All we know is that he plans to run away, possibly with Hazel. Methinks we got there a major conflict to unfold for upcoming issues, nonetheless. And judging by the way future Hazel spoke about Squire in her narration, she will probably have a role to play. It may be now time for a little critical distance. Desintegration in the family, and the rightful reuniting are two parts of a pretty engaging dynamic in the comic. It has introduced a sense of urgency and a major reason to root for the heroes.
However, one can reasonably feel concern that such process may become a bit of a cliché in Saga. Time will tell if this dynamic shall remain fresh with this new configuration. If so, it will probably still be cool to see the grownups team-up with a shared goal of getting their kids back.
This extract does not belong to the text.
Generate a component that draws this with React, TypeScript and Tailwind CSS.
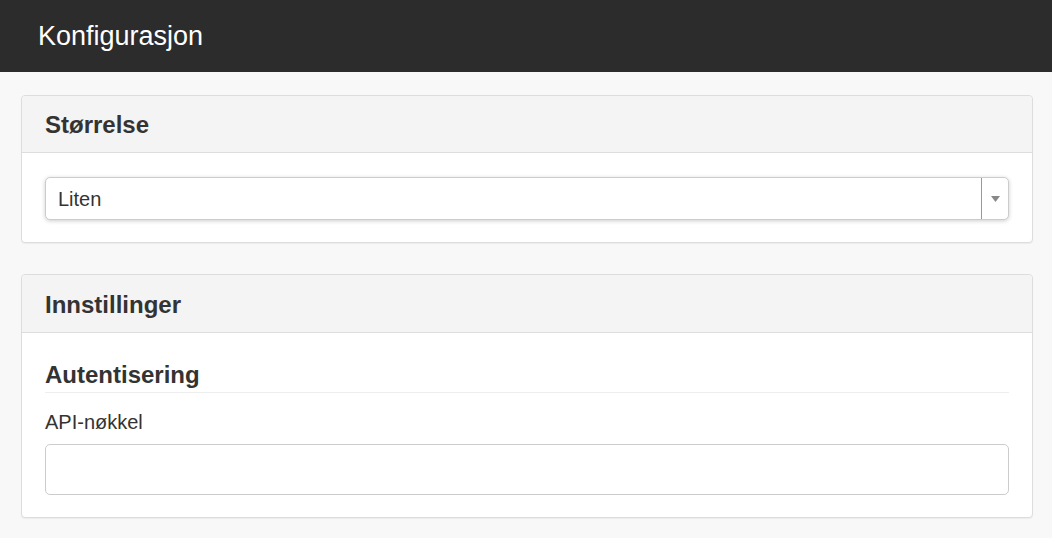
import React from "react";

export default function App() {
  return (
    <div className="min-h-[538px] bg-[#f8f8f8] text-[#333] font-['Liberation_Sans',Arial,sans-serif]">
      <div className="h-[72px] bg-[#2c2c2c] flex items-center px-[38px]">
        <h1 className="text-white text-[27px] leading-none">Konfigurasjon</h1>
      </div>

      <div className="pl-[21px] pr-[19px] pt-[23px] flex flex-col gap-[31px]">
        <div className="bg-white border border-[#dddddd] rounded-[4px] shadow-[0_1px_1px_rgba(0,0,0,0.05)]">
          <div className="h-[57px] bg-[#f4f4f4] border-b border-[#dddddd] rounded-t-[4px] flex items-center px-[23px] pt-[2px]">
            <h2 className="text-[24px] font-bold text-[#333]">Størrelse</h2>
          </div>
          <div className="px-[23px] pt-[24px] pb-[22px]">
            <div className="h-[43px] flex items-stretch bg-white border border-[#cccccc] rounded-[5px] shadow-[0_1px_4px_rgba(0,0,0,0.2)]">
              <div className="flex-1 flex items-center px-[12px] text-[20px] text-[#333]">Liten</div>
              <div className="w-[27px] border-l border-[#999] flex items-center justify-center">
                <svg width="9" height="6" viewBox="0 0 9 6">
                  <path d="M0 0 L9 0 L4.5 6 Z" fill="#888" />
                </svg>
              </div>
            </div>
          </div>
        </div>

        <div className="bg-white border border-[#dddddd] rounded-[4px] shadow-[0_1px_1px_rgba(0,0,0,0.05)]">
          <div className="h-[58px] bg-[#f4f4f4] border-b border-[#dddddd] rounded-t-[4px] flex items-center px-[23px] pt-[2px]">
            <h2 className="text-[24px] font-bold text-[#333]">Innstillinger</h2>
          </div>
          <div className="px-[23px] pt-[27px] pb-[22px]">
            <h3 className="text-[24px] font-bold text-[#333] leading-[30px] pb-[2px] border-b border-[#eeeeee]">Autentisering</h3>
            <label className="block mt-[16px] text-[20px] leading-[26px] text-[#333]">API-nøkkel</label>
            <input
              type="text"
              className="block w-full mt-[9px] h-[51px] border border-[#cccccc] rounded-[5px] bg-white px-3 text-[20px] outline-none"
            />
          </div>
        </div>
      </div>
    </div>
  );
}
Of course, this is not the only danger approaching. Ianthe has finally again made an appearance, this time in Jetsam as well. That sounds bad, and it gets worse, as she proves deadly competent in following the tracks of our heroes. Her despicable quest has led her to the dwelling of one Zlote, former associate to Upsher and Doff. He’d already made an appearance before, highlighted by ownership of a cool Lying Cat, the very same cat Ianthe just had killed as encouragement to get his cooperation. She didn’t get her hands dirty, though. Rather, she had a minion of her own to do the nasty for her. All with the single press of a button. As sinister as it gets.
Meet The Help, formerly known as The Will. His body seems to have been worked back to shape. But just look into his eyes, and you’ll see how the abuse has broken him inside. One can imagine what terrible devices and means Ianthe has used to mold Will into her personal (unwilling) killer. The outlook seems even darker for whatever she’ll be willing to do to get her hands on Hazel. How this piece will fit with Squire (and possibly Hazel’s) plan is still a mystery, one I personally await with bated breath.